Roy struck his 82 runs off just 61 balls and Morgan needed just 30 balls to compile his 67.
For Australia it was the stuff of which nightmares are made, and Andrew Tye was made to suffer more than anyone. The 31-year-old returned figures of 0-100 off nine overs, making him only the second Aussie to leak a century of runs in a one-day international.
The first was Mick Lewis, who went for 113 wicketless runs in ten overs against South Africa in 2006. Lewis hasn’t been seen in Australian colours since.
Having had the stuffing knocked out of them by England’s batsmen, the Aussies were then humbled by the bowlers, with Travis Head the only tourist to pass 50. England spinners Adil Rashid and Moeen Ali shared seven of the wickets with the former finishing with figures of 4-47 from his ten overs.
What they said
Jonathan Agnew, BBC cricket correspondent: “It was ruthless from England. The wheels fell off for Australia. This is a poor Australian side who have been utterly dismantled.”
England captain Eoin Morgan: “It’s as close as we’ve ever been to a perfect day.
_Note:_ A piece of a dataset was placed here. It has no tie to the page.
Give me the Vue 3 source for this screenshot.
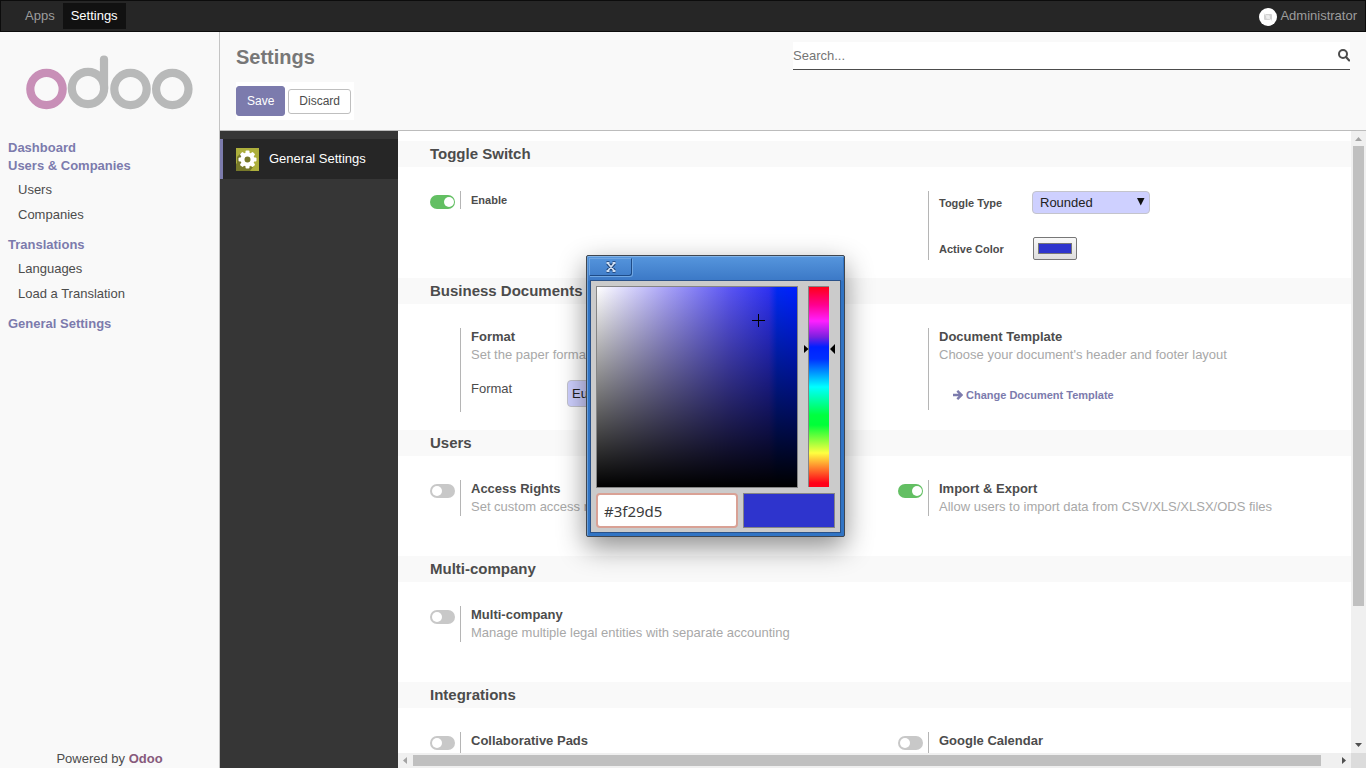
<script setup>
import { ref } from 'vue'

const color = ref('#2e34cd')
const hex = ref('#3f29d5')
const hue = ref(69)
const toggleType = ref('Rounded')
const paper = ref('European A4')
const search = ref('')
const enable = ref(true)
const access = ref(false)
const importExport = ref(true)
const multi = ref(false)
const pads = ref(false)
const calendar = ref(false)

const menu = [
  { title: 'Dashboard', items: [] },
  { title: 'Users & Companies', items: ['Users', 'Companies'] },
  { title: 'Translations', items: ['Languages', 'Load a Translation'] },
  { title: 'General Settings', items: [] },
]
const teeth = [0, 45, 90, 135, 180, 225, 270, 315]
</script>

<template>
  <div class="page">
    <nav class="topbar">
      <a href="#" class="app">Apps</a>
      <a href="#" class="app active">Settings</a>
      <a href="#" class="user">
        <svg width="18" height="18" viewBox="0 0 18 18" aria-hidden="true">
          <circle cx="9" cy="9" r="9" fill="#fff" />
          <rect x="5" y="6" width="8" height="6" rx="1" fill="#d2d2d2" />
          <circle cx="9" cy="9" r="2" fill="#eee" />
          <path d="M4.500 5 L13.500 13.500" stroke="#eee" />
        </svg>
        <span>Administrator</span>
      </a>
    </nav>

    <div class="body">
      <aside class="sidebar">
        <svg class="logo" width="168" height="56" viewBox="0 0 168 56" role="img" aria-label="odoo">
          <g fill="none" stroke-width="8.200">
            <circle cx="20.500" cy="34" r="16.200" stroke="#c88fb7" />
            <g stroke="#b8b9b9">
              <circle cx="62" cy="33" r="16.200" />
              <path d="M78 33V4.500" stroke-linecap="round" />
              <circle cx="104.500" cy="34" r="16.200" />
              <circle cx="146.300" cy="34" r="16.200" />
            </g>
          </g>
        </svg>
        <div class="menu">
          <div v-for="g in menu" :key="g.title" class="group">
            <a href="#" class="heading">{{ g.title }}</a>
            <div v-if="g.items.length" class="items">
              <a v-for="i in g.items" :key="i" href="#">{{ i }}</a>
            </div>
          </div>
        </div>
        <footer>Powered by <a href="#">Odoo</a></footer>
      </aside>

      <div class="content">
        <header class="panel">
          <div class="panel-left">
            <h1>Settings</h1>
            <div class="buttons">
              <button class="save">Save</button>
              <button class="discard">Discard</button>
            </div>
          </div>
          <div class="search">
            <input v-model="search" type="text" placeholder="Search..." aria-label="Search" />
            <svg width="12" height="13" viewBox="0 0 12 13" aria-hidden="true">
              <circle cx="5" cy="5" r="4" fill="none" stroke="#4c4c4c" stroke-width="2" />
              <path d="M8 8L11.200 11.400" stroke="#4c4c4c" stroke-width="2.200" stroke-linecap="round" />
            </svg>
          </div>
        </header>

        <div class="workspace">
          <div class="tabs">
            <a href="#" class="tab">
              <svg width="23" height="23" viewBox="0 0 23 23" aria-hidden="true">
                <rect width="23" height="23" fill="#adaf3c" />
                <path d="M5 17L2 14L0 16V23H14L17 19Z M5 5L1 9V16L8 19Z" fill="#77792a" />
                <g fill="#fff">
                  <rect v-for="t in teeth" :key="t" x="9.500" y="2.500" width="4" height="5" rx="1" :transform="`rotate(${t} 11.500 11.500)`" />
                </g>
                <circle cx="11.500" cy="11.500" r="5" fill="#77792a" stroke="#fff" stroke-width="4" />
              </svg>
              <span>General Settings</span>
            </a>
          </div>

          <div class="scroller">
            <main class="settings">
              <h2>Toggle Switch</h2>
              <div class="row">
                <div class="box">
                  <div class="switch"><input id="enable" v-model="enable" type="checkbox" /></div>
                  <div class="info"><label for="enable" class="small">Enable</label></div>
                </div>
                <div class="box">
                  <div class="switch"></div>
                  <div class="info fields">
                    <label for="type" class="small">Toggle Type</label>
                    <span class="select">
                      <select id="type" v-model="toggleType"><option>Rounded</option><option>Square</option></select>
                      <svg width="8" height="8" viewBox="0 0 8 8" aria-hidden="true"><path d="M0 0H7.500L3.750 7.500Z" fill="#111" /></svg>
                    </span>
                    <label for="color" class="small">Active Color</label>
                    <input id="color" v-model="color" type="color" />
                  </div>
                </div>
              </div>

              <h2>Business Documents</h2>
              <div class="row">
                <div class="box">
                  <div class="switch"></div>
                  <div class="info">
                    <b>Format</b>
                    <p>Set the paper format of printed documents</p>
                    <div class="format">
                      <label for="paper">Format</label>
                      <select id="paper" v-model="paper"><option>European A4</option><option>US Letter</option></select>
                    </div>
                  </div>
                </div>
                <div class="box">
                  <div class="switch"></div>
                  <div class="info">
                    <b>Document Template</b>
                    <p>Choose your document's header and footer layout</p>
                    <button class="link">
                      <svg width="10" height="10" viewBox="0 0 10 10" aria-hidden="true">
                        <path d="M0 5H8M4.300 0.800L8.500 5L4.300 9.200" fill="none" stroke="#7c7bad" stroke-width="2.400" />
                      </svg>
                      Change Document Template
                    </button>
                  </div>
                </div>
              </div>

              <h2>Users</h2>
              <div class="row">
                <div class="box">
                  <div class="switch"><input id="access" v-model="access" type="checkbox" /></div>
                  <div class="info">
                    <label for="access">Access Rights</label>
                    <p>Set custom access rights</p>
                  </div>
                </div>
                <div class="box">
                  <div class="switch"><input id="import" v-model="importExport" type="checkbox" /></div>
                  <div class="info">
                    <label for="import">Import &amp; Export</label>
                    <p>Allow users to import data from CSV/XLS/XLSX/ODS files</p>
                  </div>
                </div>
              </div>

              <h2>Multi-company</h2>
              <div class="row">
                <div class="box">
                  <div class="switch"><input id="multi" v-model="multi" type="checkbox" /></div>
                  <div class="info">
                    <label for="multi">Multi-company</label>
                    <p>Manage multiple legal entities with separate accounting</p>
                  </div>
                </div>
              </div>

              <h2>Integrations</h2>
              <div class="row">
                <div class="box">
                  <div class="switch"><input id="pads" v-model="pads" type="checkbox" /></div>
                  <div class="info tall"><label for="pads">Collaborative Pads</label></div>
                </div>
                <div class="box">
                  <div class="switch"><input id="calendar" v-model="calendar" type="checkbox" /></div>
                  <div class="info tall"><label for="calendar">Google Calendar</label></div>
                </div>
              </div>
            </main>

            <div class="bar vertical">
              <svg width="15" height="15" viewBox="0 0 15 15"><path d="M4 10L7.500 6L11 10Z" fill="#a3a3a3" /></svg>
              <div class="track"><div class="thumb"></div></div>
              <svg width="15" height="15" viewBox="0 0 15 15"><path d="M4 5L7.500 9L11 5Z" fill="#505050" /></svg>
            </div>
            <div class="bar horizontal">
              <svg width="15" height="15" viewBox="0 0 15 15"><path d="M9 4L5 7.500L9 11Z" fill="#a3a3a3" /></svg>
              <div class="track"><div class="thumb"></div></div>
              <svg width="15" height="15" viewBox="0 0 15 15"><path d="M6 4L10 7.500L6 11Z" fill="#505050" /></svg>
            </div>
            <div class="corner"></div>
          </div>
        </div>
      </div>
    </div>

    <section class="picker" role="dialog" aria-label="Color picker">
      <div class="titlebar">
        <button aria-label="Close">
          <svg width="12" height="12" viewBox="0 0 12 12" aria-hidden="true">
            <path d="M3 2.500L9 9.500M9 2.500L3 9.500M1.500 2H4.500M7.500 2H10.500M1.500 10H4.500M7.500 10H10.500" fill="none" stroke="#1d3f70" stroke-width="3.600" />
            <path d="M3 2.500L9 9.500M9 2.500L3 9.500M1.500 2H4.500M7.500 2H10.500M1.500 10H4.500M7.500 10H10.500" fill="none" stroke="#cfe0f5" stroke-width="1.800" />
          </svg>
        </button>
      </div>
      <div class="picker-body">
        <div class="shade">
          <svg class="cross" width="13" height="13" viewBox="0 0 13 13"><path d="M0 6.500H13M6.500 0V13" stroke="#000" /></svg>
        </div>
        <div class="hue">
          <input v-model="hue" type="range" min="0" max="100" aria-label="Hue" />
          <svg class="arrows" width="32" height="10" viewBox="0 0 32 10"><path d="M0 1V9L4.500 5ZM31 0V10L26 5Z" fill="#000" /></svg>
        </div>
        <div class="result">
          <input v-model="hex" type="text" aria-label="Hex color" />
          <div class="preview"></div>
        </div>
      </div>
    </section>
  </div>
</template>

<style>
body {
  margin: 0;
}
</style>

<style scoped>
* {
  box-sizing: border-box;
}
.page {
  position: relative;
  display: flex;
  flex-direction: column;
  height: 100vh;
  overflow: hidden;
  font: 13px/18px "Liberation Sans", Arial, sans-serif;
  color: #4c4c4c;
  background: #fff;
}
a {
  text-decoration: none;
  color: inherit;
}
input,
select,
button {
  font: inherit;
  margin: 0;
}
svg {
  display: block;
  flex: none;
}
.topbar {
  display: flex;
  flex: none;
  height: 32px;
  padding: 2px 8px 2px 14px;
  border: 1px solid #0c0c0c;
  background: #262626;
  color: #9d9d9d;
}
.app {
  padding: 4px 8px 4px 10px;
}
.app.active {
  background: #111;
  color: #fff;
  padding: 4px 8px;
}
.user {
  display: flex;
  gap: 3px;
  margin-left: auto;
  padding-top: 4px;
}
.user svg {
  margin-top: 1px;
}
.body {
  display: flex;
  flex: 1;
  min-height: 0;
}
.sidebar {
  display: flex;
  flex-direction: column;
  flex: none;
  width: 220px;
  border-right: 1px solid #c4c4c4;
  background: #f9f9f9;
}
.logo {
  margin: 23px 26px 28px;
}
.menu {
  padding-left: 8px;
}
.heading {
  display: block;
  font-weight: bold;
  color: #7c7bad;
}
.items {
  display: flex;
  flex-direction: column;
  padding: 2px 0 9px 10px;
  line-height: 25px;
}
footer {
  margin-top: auto;
  text-align: center;
}
footer a {
  font-weight: bold;
  color: #875a7b;
}
.content {
  display: flex;
  flex-direction: column;
  flex: 1;
  min-width: 0;
}
.panel {
  display: flex;
  justify-content: space-between;
  flex: none;
  height: 99px;
  padding: 10px 16px;
  border-bottom: 1px solid #bcbcbc;
  background: #f9f9f9;
}
h1 {
  margin: 3px 0 13px;
  font-size: 20px;
  line-height: 24px;
  color: #777;
}
.buttons {
  display: flex;
  align-items: center;
  gap: 3px;
  padding: 4px 3px 4px 0;
  background: #fff;
}
.buttons button {
  font-size: 12px;
  border-radius: 3px;
  padding: 0 10px;
}
.save {
  height: 30px;
  border: 1px solid #7c7bad;
  background: #7c7bad;
  color: #fff;
}
.discard {
  height: 25px;
  border: 1px solid #bfbfbf;
  background: #fff;
  color: #4c4c4c;
}
.search {
  display: flex;
  width: 50%;
  max-width: 557px;
  height: 28px;
  border-bottom: 1px solid #4c4c4c;
  background: #fff;
}
.search input {
  flex: 1;
  min-width: 0;
  padding: 0;
  border: 0;
  outline: 0;
  background: none;
  color: #4c4c4c;
}
.search input::placeholder {
  color: #757575;
}
.search svg {
  margin-top: 7px;
}
.workspace {
  display: flex;
  flex: 1;
  min-height: 0;
}
.tabs {
  flex: none;
  width: 178px;
  padding-top: 8px;
  background: #363636;
}
.tab {
  display: flex;
  align-items: center;
  gap: 10px;
  height: 40px;
  padding-left: 13px;
  border-left: 3px solid #7c7bad;
  background: #262626;
  color: #fff;
}
.scroller {
  display: grid;
  grid-template: minmax(0, 1fr) 15px / minmax(0, 1fr) 15px;
  flex: 1;
  min-width: 0;
}
.settings {
  padding-top: 10px;
  overflow: hidden;
}
h2 {
  margin: 0;
  padding-left: 32px;
  font-size: 15px;
  line-height: 26px;
  background: #f9f9f9;
}
.row {
  display: grid;
  grid-template-columns: 1fr 1fr;
  align-items: start;
  min-height: 100px;
  padding: 24px 1px 18px 16px;
}
.box {
  display: flex;
  padding-left: 16px;
}
.switch {
  flex: none;
  width: 30px;
  padding-top: 4px;
}
.switch input {
  display: flex;
  align-items: center;
  appearance: none;
  width: 25px;
  height: 14px;
  padding: 0 2px;
  border-radius: 7px;
  background: #c8c8c8;
}
.switch input::before {
  content: "";
  width: 10px;
  height: 10px;
  border-radius: 50%;
  background: #fff;
}
.switch input:checked {
  justify-content: flex-end;
  padding: 0 1px;
  background: #63bf63;
}
.info {
  border-left: 1px solid #b5b5b5;
  padding-left: 10px;
}
.info > b,
.info > label {
  display: block;
  font-weight: bold;
}
.info > .small {
  font-size: 11px;
}
.info p {
  margin: 0;
  color: #a8a8a8;
}
.tall {
  min-height: 60px;
}
.fields {
  display: grid;
  grid-template-columns: 93px 118px;
  align-items: center;
  row-gap: 23px;
}
.select {
  display: block;
  position: relative;
}
.select svg {
  position: absolute;
  right: 5px;
  top: 7px;
  pointer-events: none;
}
select {
  display: block;
  appearance: none;
  width: 100%;
  height: 23px;
  padding: 0 7px;
  border: 1px solid #c4c4cc;
  border-radius: 4px;
  background: #ced0ff;
  color: #222;
}
input[type="color"] {
  appearance: none;
  width: 44px;
  height: 23px;
  margin-left: 1px;
  padding: 0;
  border: 1px solid #777;
  border-radius: 2px;
  background: linear-gradient(#f8f8f8, #dedede);
}
input[type="color"]::-webkit-color-swatch-wrapper {
  padding: 5px 4px;
}
input[type="color"]::-webkit-color-swatch {
  border: 1px solid #777;
  border-radius: 0;
}
.format {
  display: grid;
  grid-template-columns: 96px 160px;
  padding: 16px 0 5px;
}
.format select {
  height: 27px;
  padding: 0 4px;
}
.link {
  display: flex;
  align-items: center;
  gap: 3px;
  height: 30px;
  margin: 16px 0 0 14px;
  padding: 0;
  border: 0;
  background: none;
  font-size: 11px;
  font-weight: bold;
  color: #7c7bad;
}
.bar {
  display: flex;
  background: #f0f0f0;
}
.vertical {
  flex-direction: column;
}
.track {
  flex: 1;
  padding: 0 2px;
}
.horizontal .track {
  padding: 2px 0;
}
.thumb {
  height: 77.7%;
  background: #c0c0c0;
}
.horizontal .thumb {
  width: 98.4%;
  height: 100%;
}
.corner {
  background: #dcdcdc;
}
.picker {
  position: absolute;
  left: 586px;
  top: 255px;
  width: 259px;
  padding: 0 4px 4px;
  border: 1px solid #3f4650;
  border-radius: 2px;
  background: #3174c4;
  box-shadow: inset 0 1px #82b4e8, inset 1px 0 #6b9fd8, 0 10px 28px rgba(0, 0, 0, 0.45);
}
.titlebar {
  height: 25px;
  margin: 0 -3px;
  padding: 2px 1px 0;
  background: linear-gradient(#5696dd, #3b78c6);
  box-shadow: inset 0 1px #82b4e8;
}
.titlebar button {
  display: flex;
  align-items: center;
  justify-content: center;
  width: 43px;
  height: 18px;
  padding: 0;
  border: 1px solid #71a7e2;
  border-right-color: #1e4b87;
  border-bottom-color: #1e4b87;
  border-radius: 0 0 3px;
  background: none;
  box-shadow: 1px 1px #71a7e2;
}
.picker-body {
  display: grid;
  grid-template-columns: 202px 21px;
  gap: 5px 10px;
  padding: 5px 5px 4px;
  background: #cbcbcb;
  box-shadow: 0 0 0 1px #2a5289;
}
.shade {
  position: relative;
  height: 202px;
  border: 1px solid #858585;
  background: linear-gradient(transparent, #000), linear-gradient(to right, #fff, #aaa4f8 34%, #5b56f4 66%, #2f32f2 86%, #0029f4 90%, #001fff);
}
.cross {
  position: absolute;
  left: 155px;
  top: 27px;
}
.hue {
  position: relative;
}
.hue input {
  display: block;
  appearance: none;
  writing-mode: vertical-lr;
  width: 21px;
  height: 201px;
  border: solid #858585;
  border-width: 1px 0 0 1px;
  background: linear-gradient(#ff0018, #ff0090 9%, #ff20ff 17%, #7a20e0 25%, #0020ff 30%, #0030ff 36%, #00ffff 50%, #00ff40 64%, #00ff38 69%, #ffff40 83%, #ff0018 98%);
}
.hue input::-webkit-slider-thumb {
  appearance: none;
  width: 20px;
  height: 1px;
}
.arrows {
  position: absolute;
  left: -4px;
  top: 58px;
  pointer-events: none;
}
.result {
  display: grid;
  grid-template-columns: 142px 92px;
  gap: 5px;
  grid-column: 1 / -1;
  width: 239px;
  height: 35px;
}
.result input {
  width: 100%;
  height: 35px;
  padding: 0 6px;
  border: 2px solid #d9a195;
  border-radius: 4px;
  outline: 0;
  background: #fff;
  font: 15px/20px "Noto Sans", sans-serif;
  color: #3c3c3c;
}
.preview {
  border: 1px solid #858585;
  background: #2e34cd;
}
</style>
It’s as complete a performance as we’ve produced over the past three years.”
Australian captain Tim Paine: “It was the hardest day of cricket I've ever had in my life… as bad as it seems and it feels right now, this can be a really big positive for us going forward, that we have gone through a day like this and the guys realise the sun comes up tomorrow and we get another crack at England in two days’ time.”
The Australian newspaper: “This was an omnishambles. A debacle. It was the sort of game that may see those involved seek trauma counselling in the days that follow. The sort of effort that could end careers - some even before they got a chance to really start. This was brutal, this was historic, this was a slaughter of the [bowling] lambs.”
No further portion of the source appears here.